Cigar-chomping new Health Secretary Therese Coffey voted to repeal the smoking ban and has accepted hospitality from Big Tobacco.
The new Deputy Prime Minister has taken a long-held stance against anti-tobacco legislation and supported a motion calling for a review of its impact on private members’ clubs.
The best pal of new PM Liz Truss also in 2011 opposed a ban on smoking in vehicles where there are children present.
That year she received £1,100 in gifts and hospitality from Gallaher Ltd, a multi-national multi-billion pound tobacco company
Phil Chamberlain, associate professor at Bath University and leader of its Tobacco Control Research Group, said: “Liz Truss is promising to deliver on the NHS, but the only thing she is delivering is the NHS gift wrapped to the tobacco industry.
“ Therese Coffey hasn’t just accepted tobacco hospitality but voted against tobacco regulations which save lives.
“The science was clear, the evidence was sound and public health experts in favour - but Coffey still voted no.

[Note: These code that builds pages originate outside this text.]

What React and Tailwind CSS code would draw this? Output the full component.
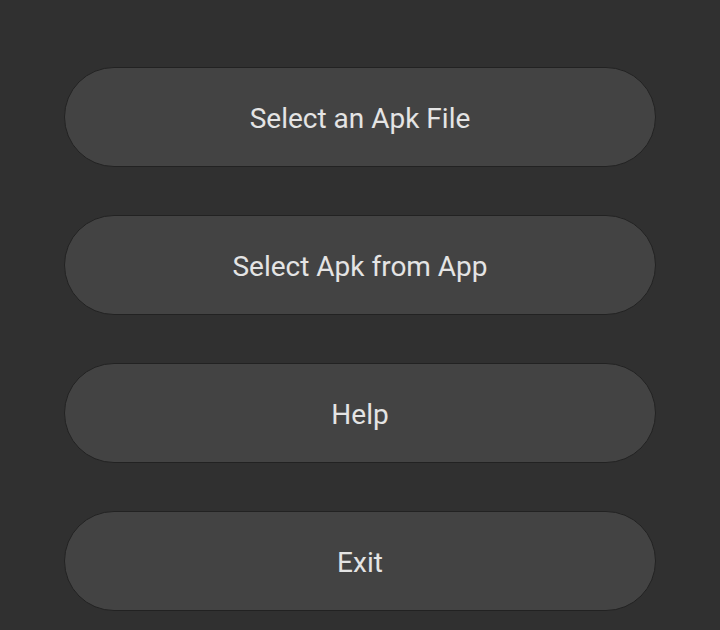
export default function App() {
  const items = ["Select an Apk File", "Select Apk from App", "Help", "Exit"];
  return (
    <div className="w-[720px] h-[630px] bg-[#303030] flex flex-col items-center pt-[67px] gap-[48px] overflow-hidden">
      {items.map((t) => (
        <button
          key={t}
          className="w-[592px] h-[100px] shrink-0 rounded-full bg-[#434343] border border-[#222222] text-[#e4e4e4] text-[28px] leading-none pt-[3px] font-['Roboto',sans-serif] flex items-center justify-center"
        >
          {t}
        </button>
      ))}
    </div>
  );
}
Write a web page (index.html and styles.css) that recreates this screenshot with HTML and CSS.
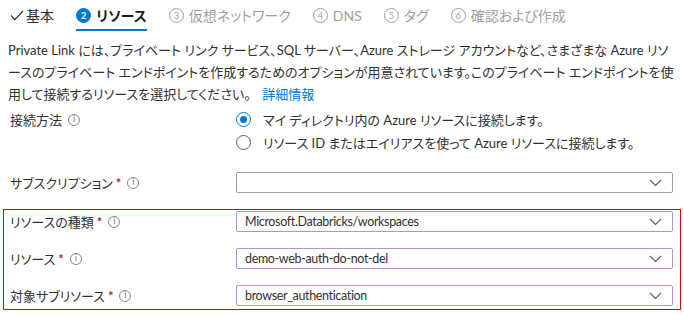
FILE: index.html
```html
<!DOCTYPE html>
<html lang="ja">
<head>
    <meta charset="UTF-8">
    <title>プライベート エンドポイントの作成</title>
    <link rel="stylesheet" href="styles.css">
</head>
<body>

    <!-- ウィザードのタブ -->
    <nav class="tabs">
        <div class="tab done">
            <svg class="check" width="14" height="11" viewBox="0 0 14 11"><path d="M1 5.5 L4.8 9.6 L13 1" fill="none" stroke="#323130" stroke-width="1.2"/></svg>
            <span>基本</span>
        </div>
        <div class="tab active">
            <span class="step">2</span>
            <span>リソース</span>
        </div>
        <div class="tab">
            <span class="step">3</span>
            <span>仮想ネットワーク</span>
        </div>
        <div class="tab">
            <span class="step">4</span>
            <span>DNS</span>
        </div>
        <div class="tab">
            <span class="step">5</span>
            <span>タグ</span>
        </div>
        <div class="tab">
            <span class="step">6</span>
            <span>確認および作成</span>
        </div>
    </nav>

    <p class="intro">
        <span class="line">Private Link には、プライベート リンク サービス、SQL サーバー、Azure ストレージ アカウントなど、さまざまな Azure リソ</span>
        <span class="line">ースのプライベート エンドポイントを作成するためのオプションが用意されています。このプライベート エンドポイントを使</span>
        <span class="line">用して接続するリソースを選択してください。 <a href="#" class="more">詳細情報</a></span>
    </p>

    <div class="form-row method">
        <div class="label">接続方法 <span class="info">i</span></div>
        <div class="radios">
            <label class="radio"><span class="dot checked"></span>マイ ディレクトリ内の Azure リソースに接続します。</label>
            <label class="radio"><span class="dot"></span>リソース ID またはエイリアスを使って Azure リソースに接続します。</label>
        </div>
    </div>

    <div class="form-row subscription">
        <div class="label">サブスクリプション<span class="req">*</span> <span class="info">i</span></div>
        <div class="select plain">
            <span></span>
            <svg class="chevron" width="13" height="8" viewBox="0 0 13 8"><path d="M1 1 L6.5 6.5 L12 1" fill="none" stroke="#605e5c" stroke-width="1.1"/></svg>
        </div>
    </div>

    <!-- 赤枠で囲まれた部分 -->
    <div class="highlight">
        <div class="form-row">
            <div class="label">リソースの種類<span class="req">*</span> <span class="info">i</span></div>
            <div class="select">
                <span class="value">Microsoft.Databricks/workspaces</span>
                <svg class="chevron" width="13" height="8" viewBox="0 0 13 8"><path d="M1 1 L6.5 6.5 L12 1" fill="none" stroke="#605e5c" stroke-width="1.1"/></svg>
            </div>
        </div>
        <div class="form-row">
            <div class="label">リソース<span class="req">*</span> <span class="info">i</span></div>
            <div class="select">
                <span class="value">demo-web-auth-do-not-del</span>
                <svg class="chevron" width="13" height="8" viewBox="0 0 13 8"><path d="M1 1 L6.5 6.5 L12 1" fill="none" stroke="#605e5c" stroke-width="1.1"/></svg>
            </div>
        </div>
        <div class="form-row">
            <div class="label">対象サブリソース<span class="req">*</span> <span class="info">i</span></div>
            <div class="select">
                <span class="value">browser_authentication</span>
                <svg class="chevron" width="13" height="8" viewBox="0 0 13 8"><path d="M1 1 L6.5 6.5 L12 1" fill="none" stroke="#605e5c" stroke-width="1.1"/></svg>
            </div>
        </div>
    </div>

</body>
</html>
```

FILE: styles.css
```css
body {
    margin: 0;
    background-color: #fff;
    color: #323130;
    font-family: Lato, "Noto Sans CJK JP", sans-serif;
    font-size: 13px;
    font-feature-settings: "palt";
}

/* タブ */
.tabs {
    display: flex;
    gap: 22px;
    padding-left: 10px;
    height: 31px;
}

.tab {
    display: flex;
    align-items: center;
    gap: 4px;
    font-size: 14px;
    color: #a19f9d;
    border-bottom: 2px solid transparent;
    box-sizing: border-box;
    height: 31px;
    padding-top: 1px;
}

.tab.done {
    color: #323130;
    gap: 2px;
}

.tab.active {
    color: #201f1e;
    font-weight: bold;
    border-bottom-color: #0078d4;
}

.step {
    display: inline-flex;
    align-items: center;
    justify-content: center;
    width: 13px;
    height: 13px;
    border: 1px solid #a19f9d;
    border-radius: 50%;
    font-size: 9px;
    font-weight: normal;
    margin-right: 1px;
}

.tab.active .step {
    background-color: #0078d4;
    border-color: #0078d4;
    color: #fff;
    font-weight: bold;
}

/* 説明 */
.intro {
    margin: 8px 0 0 8px;
    line-height: 22px;
}

.intro .line {
    display: block;
    white-space: nowrap;
}

.more {
    color: #0078d4;
    text-decoration: none;
    margin-left: 8px;
}

/* フォーム */
.form-row {
    display: grid;
    grid-template-columns: 226px 437px;
    align-items: center;
    padding-left: 10px;
}

.label {
    display: flex;
    align-items: center;
}

.req {
    color: #a4262c;
    margin-left: 3px;
    font-weight: bold;
}

.info {
    display: inline-flex;
    align-items: center;
    justify-content: center;
    width: 10px;
    height: 10px;
    border: 1px solid #8a8886;
    border-radius: 50%;
    font-size: 8px;
    color: #605e5c;
    margin-left: 6px;
    font-family: "DejaVu Sans", sans-serif;
}

.method {
    margin-top: 3px;
    align-items: start;
}

.method .label {
    height: 23px;
}

.radios {
    display: flex;
    flex-direction: column;
}

.radio {
    display: flex;
    align-items: center;
    height: 23px;
    gap: 12px;
}

.dot {
    width: 13px;
    height: 13px;
    border: 1px solid #605e5c;
    border-radius: 50%;
    display: inline-flex;
    align-items: center;
    justify-content: center;
}

.dot.checked {
    border-color: #0078d4;
}

.dot.checked::after {
    content: "";
    width: 7px;
    height: 7px;
    border-radius: 50%;
    background-color: #0078d4;
}

.subscription {
    margin-top: 18px;
}

.select {
    display: flex;
    align-items: center;
    justify-content: space-between;
    height: 21px;
    box-sizing: border-box;
    border: 1px solid #b98fd6;
    border-radius: 2px;
    padding: 0 10px 0 8px;
}

.select .value {
    font-size: 12.5px;
    letter-spacing: -0.35px;
}

.select.plain {
    border-color: #a19f9d;
}

.highlight {
    margin: 16px 0 0 3px;
    width: 678px;
    box-sizing: border-box;
    border: 1px solid #e00000;
    padding: 1px 0 3px 6px;
    display: flex;
    flex-direction: column;
    gap: 16px;
}

.highlight .form-row {
    padding-left: 0;
}
```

“It is deeply worrying to think what Coffey will do the next time vital public health proposals cross her desk. Unless she changes her track record the burden on the NHS is only likely to increase.
“Regulations require the tobacco industry be kept well away from any government decision-making but thanks to Liz Truss, they’re already inside the Cabinet.”
Smoking still causes almost a third of all cancer deaths in Britain.
The 2007 tobacco ban in indoor public spaces triggered the biggest fall in smoking ever seen in England. It was estimated to have saved 40,000 lives in the following decade alone.
Similar bans were introduced in Scotland in 2006 and in Wales in 2007.
Ms Coffey supported a failed 10 minute rule bill in the House of Commons in 2010 to reverse the smoking ban in pubs and private members clubs.
In 2015 both Liz Truss and Ms Coffey voted against plans for cigarettes to be sold in plain packets.
Ms Coffey takes over responsibility for the nation’s health with the NHS buckling under unprecedented post-pandemic pressures and with record waits after a decade of Tory underfunding.
Michelle Mitchell, chief executive of Cancer Research UK, said: “The new Health Secretary had vowed to deliver for patients.
“Sadly for cancer patients, who today face some of the worst waits for diagnosis and treatment on record, we’re a long way off.
“When 1 in 2 of us will be diagnosed with cancer in our lifetime, tackling the crisis currently facing cancer services must be at the top of Thérèse Coffey’s in-tray.”
Before the pandemic for former Work and Pensions Secretary was reportedly the host of notorious late night “karaoke sessions” in the Houses of Parliament, which would regularly take place in her Commons office.
Before being elected to Parliament she studied chemistry at Oxford and worked for chocolate giant Mars.
Deborah Arnott, chief executive of ASH, said “The Secretary of State’s history on tobacco may not seem encouraging, but our experience is that ministers, once in the hot seat in the Department of Health, soon understand the need to get to grips with smoking.
“Achieving the Government’s smoke free 2030 ambition will reduce pressure on the NHS and social care, increase productivity, and at a stroke increase healthy life expectancy by more than five years, the government’s levelling up ambition.”
The Department of Health and Social Care declined to comment.